(EXERCISE TASK) From the entries that follow, list every line in which the string "screenshot" appears.

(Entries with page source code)
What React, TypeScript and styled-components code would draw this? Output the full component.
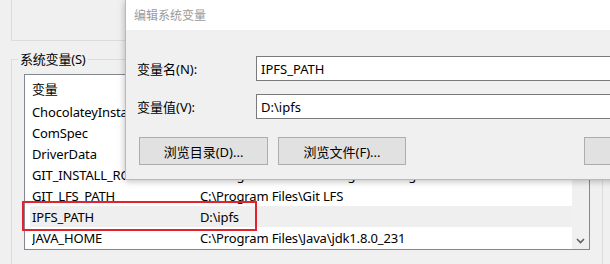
import React from "react";
import styled, { createGlobalStyle } from "styled-components";

const Global = createGlobalStyle`
  html, body { margin: 0; padding: 0; background: #f0f0f0; overflow: hidden; }
  * { box-sizing: border-box; }
`;

const FONT = `"Noto Sans", "Noto Sans CJK SC", sans-serif`;

const Screen = styled.div`
  position: relative;
  width: 610px;
  height: 264px;
  overflow: hidden;
  background: #f0f0f0;
  font-family: ${FONT};
  font-size: 13px;
  color: #000;
`;

const TopGroup = styled.div`
  margin-left: 11px;
  margin-top: -20px;
  width: 592px;
  height: 61px;
  border: 1px solid #dcdcdc;
`;

const Group = styled.fieldset`
  margin: 10px 0 0 11px;
  width: 592px;
  height: 240px;
  border: 1px solid #dcdcdc;
  padding: 0;
  min-width: 0;
`;

const Legend = styled.legend`
  margin-left: 6px;
  padding: 0 2px;
  font-size: 13px;
  line-height: 17px;
  letter-spacing: -0.2px;
`;

const ListBox = styled.div`
  margin: 6px 0 0 12px;
  width: 566px;
  height: 176px;
  border: 1px solid #828790;
  background: #fff;
  display: grid;
  grid-template-columns: minmax(0, 1fr) 17px;
`;

const ListBody = styled.div`
  display: flex;
  flex-direction: column;
  min-width: 0;
`;

const HeaderRow = styled.div`
  height: 26px;
  display: grid;
  grid-template-columns: 170px minmax(0, 1fr);
  align-items: center;
  padding-left: 7px;
`;

const Row = styled.div<{ $selected?: boolean }>`
  position: relative;
  height: 21px;
  margin-left: 5px;
  padding-left: 2px;
  display: grid;
  grid-template-columns: 168px minmax(0, 1fr);
  align-items: center;
  white-space: nowrap;
  background: ${(p) => (p.$selected ? "#efefef" : "transparent")};
`;

const Cell = styled.span`
  overflow: hidden;
  white-space: nowrap;
  letter-spacing: -0.15px;
`;

const Highlight = styled.div`
  position: absolute;
  left: -8px;
  top: -5px;
  width: 235px;
  height: 30px;
  border: 2px solid #e3222d;
  pointer-events: none;
`;

const ScrollBar = styled.div`
  background: #f0f0f0;
  display: flex;
  flex-direction: column;
  justify-content: flex-end;
  align-items: center;
  padding-bottom: 5px;
`;

const Dialog = styled.div`
  position: absolute;
  left: 125px;
  top: 0;
  width: 640px;
  height: 180px;
  background: #f0f0f0;
  border-left: 1px solid #b9b9b9;
  border-bottom: 1px solid #b9b9b9;
  box-shadow: 0 1px 7px rgba(0, 0, 0, 0.28);
  display: flex;
  flex-direction: column;
`;

const TitleBar = styled.div`
  height: 30px;
  background: #fff;
  display: flex;
  align-items: center;
  padding-left: 8px;
  color: #9a9a9a;
  font-size: 12px;
`;

const Form = styled.div`
  display: grid;
  grid-template-columns: 119px 1fr;
  row-gap: 13px;
  align-items: center;
  padding: 26px 0 0 11px;
`;

const Label = styled.label`
  font-size: 13px;
`;

const Input = styled.div`
  height: 25px;
  border: 1px solid #7a7a7a;
  background: #fff;
  display: flex;
  align-items: center;
  padding-left: 4px;
  font-size: 13px;
`;

const Buttons = styled.div`
  display: flex;
  gap: 10px;
  padding: 18px 0 0 13px;
`;

const Button = styled.button<{ $w: number; $ml?: number }>`
  flex: 0 0 auto;
  width: ${(p) => p.$w}px;
  height: 28px;
  margin-left: ${(p) => p.$ml ?? 0}px;
  background: #e1e1e1;
  border: 1px solid #adadad;
  font-family: ${FONT};
  font-size: 13px;
  color: #000;
  padding: 0;
`;

const rows: [string, string][] = [
  ["ChocolateyInstall", "C:\\ProgramData\\chocolatey"],
  ["ComSpec", "C:\\Windows\\system32\\cmd.exe"],
  ["DriverData", "C:\\Windows\\System32\\Drivers\\DriverData"],
  ["GIT_INSTALL_ROOT", "C:\\Program Files\\Git\\mingw64\\bin\\git.exe"],
  ["GIT_LFS_PATH", "C:\\Program Files\\Git LFS"],
  ["IPFS_PATH", "D:\\ipfs"],
  ["JAVA_HOME", "C:\\Program Files\\Java\\jdk1.8.0_231"],
];

export default function App() {
  return (
    <Screen>
      <Global />
      <TopGroup />
      <Group>
        <Legend>系统变量(S)</Legend>
        <ListBox>
          <ListBody>
            <HeaderRow>
              <Cell>变量</Cell>
              <Cell>值</Cell>
            </HeaderRow>
            {rows.map(([k, v]) => (
              <Row key={k} $selected={k === "IPFS_PATH"}>
                <Cell>{k}</Cell>
                <Cell>{v}</Cell>
                {k === "IPFS_PATH" && <Highlight />}
              </Row>
            ))}
          </ListBody>
          <ScrollBar>
            <svg width="9" height="6" viewBox="0 0 9 6">
              <path d="M1 1 L4.5 4.5 L8 1" fill="none" stroke="#606060" strokeWidth="1.6" />
            </svg>
          </ScrollBar>
        </ListBox>
      </Group>
      <Dialog>
        <TitleBar>编辑系统变量</TitleBar>
        <Form>
          <Label>变量名(N):</Label>
          <Input>IPFS_PATH</Input>
          <Label>变量值(V):</Label>
          <Input>D:\ipfs</Input>
        </Form>
        <Buttons>
          <Button $w={129}>浏览目录(D)...</Button>
          <Button $w={128}>浏览文件(F)...</Button>
          <Button $w={100} $ml={168}>确定</Button>
        </Buttons>
      </Dialog>
    </Screen>
  );
}
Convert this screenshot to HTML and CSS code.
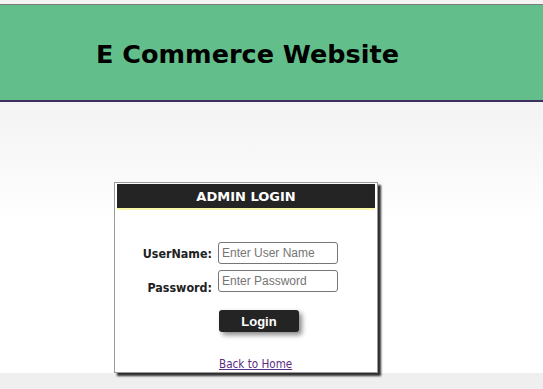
FILE: index.html
```html
<!DOCTYPE html>
<html>
<head>
<meta charset="utf-8">
<title>E Commerce Website</title>
<link rel="stylesheet" href="styles.css">
</head>
<body>
<div class="topstrip"></div>
<header class="site-header">
  <h1 class="site-title">E Commerce Website</h1>
</header>
<main class="content">
  <section class="login-box">
    <h2 class="login-title">ADMIN LOGIN</h2>
    <form class="login-form">
      <label class="field-label" for="user">UserName:</label>
      <input class="field-input" id="user" type="text" placeholder="Enter User Name">
      <label class="field-label field-label--low" for="pass">Password:</label>
      <input class="field-input" id="pass" type="password" placeholder="Enter Password">
      <span></span>
      <button class="login-btn" type="button">Login</button>
    </form>
    <div class="back-row"><a class="back-link" href="#">Back to Home</a></div>
  </section>
</main>
</body>
</html>
```

FILE: styles.css
```css
html, body {
  margin: 0;
  padding: 0;
}
body {
  background: #efefef;
  font-family: "DejaVu Sans", Verdana, sans-serif;
  height: 389px;
  overflow: hidden;
}
.topstrip {
  height: 4px;
  background: #f4f4f4;
}
.site-header {
  background: #62bf8b;
  border-top: 1px solid #7c7c7c;
  border-bottom: 2px solid #3c2f5e;
  height: 98px;
  display: flex;
  align-items: center;
  padding-left: 96px;
  box-sizing: border-box;
}
.site-title {
  margin: 0;
  font-size: 25.5px;
  font-weight: bold;
  color: #000;
  position: relative;
  top: 1px;
}
.content {
  height: 271px;
  background: linear-gradient(#f3f3f3, #ffffff 45%, #ffffff);
  padding-top: 80px;
  box-sizing: border-box;
}
.login-box {
  margin-left: 114px;
  width: 264px;
  height: 191px;
  box-sizing: border-box;
  border: 1px solid #9a9a9a;
  padding: 1px 2px 2px 2px;
  background: #fff;
  box-shadow: 3px 3px 2px #2e2e2e;
}
.login-title {
  margin: 0;
  background: #242424;
  color: #fff;
  font-size: 13px;
  font-weight: bold;
  text-align: center;
  height: 24px;
  line-height: 25px;
  border-bottom: 2px solid #f8f8a8;
}
.login-form {
  display: grid;
  grid-template-columns: 95px 120px;
  column-gap: 6px;
  row-gap: 6px;
  margin-top: 32px;
  align-items: center;
}
.field-label {
  justify-self: end;
  font-family: "DejaVu Sans Condensed", "DejaVu Sans", sans-serif;
  font-stretch: condensed;
  font-size: 12.4px;
  font-weight: bold;
  color: #222;
}
.field-label--low {
  align-self: end;
  margin-bottom: -3px;
}
.field-input {
  width: 120px;
  height: 22px;
  box-sizing: border-box;
  border: 1px solid #767676;
  border-radius: 3px;
  padding: 1px 3px;
  font-family: "Liberation Sans", Arial, sans-serif;
  font-size: 12px;
  background: #fff;
}
.field-input::placeholder {
  color: #757575;
}
.login-btn {
  margin-top: 12px;
  margin-left: 1px;
  width: 80px;
  height: 22px;
  background: #242424;
  color: #fff;
  border: none;
  border-radius: 3px;
  font-family: "Liberation Sans", Arial, sans-serif;
  font-size: 13px;
  font-weight: bold;
  box-shadow: 3px 3px 5px #8a8a8a;
  padding: 0;
}
.back-row {
  margin-top: 21px;
  padding-left: 102px;
}
.back-link {
  font-family: "DejaVu Sans Condensed", "DejaVu Sans", sans-serif;
  font-stretch: condensed;
  font-size: 11.6px;
  color: #5a2d82;
}
```
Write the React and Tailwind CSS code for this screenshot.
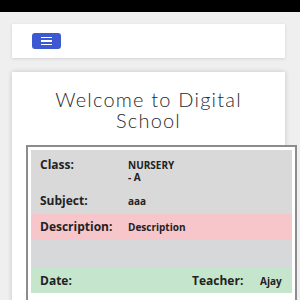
export default function App() {
  const sans = { fontFamily: '"Open Sans", "Liberation Sans", sans-serif' };
  return (
    <div className="w-[300px] h-[300px] overflow-hidden bg-[#efefef]">
      <div className="h-[12px] bg-black" />
      <div className="px-[12px] pr-[15px] pt-[12px]">
        <div className="h-[34px] bg-white shadow-[0_1px_3px_rgba(0,0,0,0.12)] flex items-center pl-[20px]">
          <button className="w-[29px] h-[16px] rounded-[3px] bg-[#3d59d2] flex flex-col items-center justify-center gap-[2px]">
            <span className="block w-[11px] h-[1.5px] bg-white" />
            <span className="block w-[11px] h-[1.5px] bg-white" />
            <span className="block w-[11px] h-[1.5px] bg-white" />
          </button>
        </div>
        <div className="mt-[14px] bg-white shadow-[0_0_5px_rgba(0,0,0,0.18)] pl-[14px] pt-[17px] h-[300px]">
          <h1
            className="text-center text-[20px] leading-[21px] font-light tracking-[0.06em] text-[#2a2a2a] pr-[14px]"
            style={{ fontFamily: 'Lato, "Open Sans", sans-serif' }}
          >
            Welcome to Digital
            <br />
            School
          </h1>
          <div className="mt-[14px] w-[271px] border-2 border-[#8c8c8c] p-[3px] bg-white" style={sans}>
            <div className="bg-[#d9d9d9] text-[#222]">
              <div className="h-[37px] flex items-start pt-[7px]">
                <div className="w-[97px] pl-[9px] text-[12px] leading-[16px] font-bold">Class:</div>
                <div className="w-[50px] text-[10px] leading-[12px] font-bold pt-[2px]">NURSERY - A</div>
              </div>
              <div className="h-[27px] flex items-center">
                <div className="w-[97px] pl-[9px] text-[12px] leading-[16px] font-bold">Subject:</div>
                <div className="text-[10px] leading-[12px] font-bold">aaa</div>
              </div>
            </div>
            <div className="h-[26px] bg-[#f6c6cb] flex items-center text-[#222]">
              <div className="w-[97px] pl-[9px] text-[12px] leading-[16px] font-bold">Description:</div>
              <div className="text-[10px] leading-[12px] font-bold">Description</div>
            </div>
            <div className="h-[28px] bg-[#d7d8da]" />
            <div className="h-[25px] bg-[#c5e6cc] flex items-center text-[#222]">
              <div className="w-[161px] pl-[9px] text-[12px] leading-[16px] font-bold">Date:</div>
              <div className="w-[68px] text-[12px] leading-[16px] font-bold">Teacher:</div>
              <div className="text-[10px] leading-[12px] font-bold">Ajay</div>
            </div>
            <div className="h-[20px]" />
          </div>
        </div>
      </div>
    </div>
  );
}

(REPLY TO THE EXERCISE)
Convert this screenshot to HTML and CSS code.
Write the React and Tailwind CSS code for this screenshot.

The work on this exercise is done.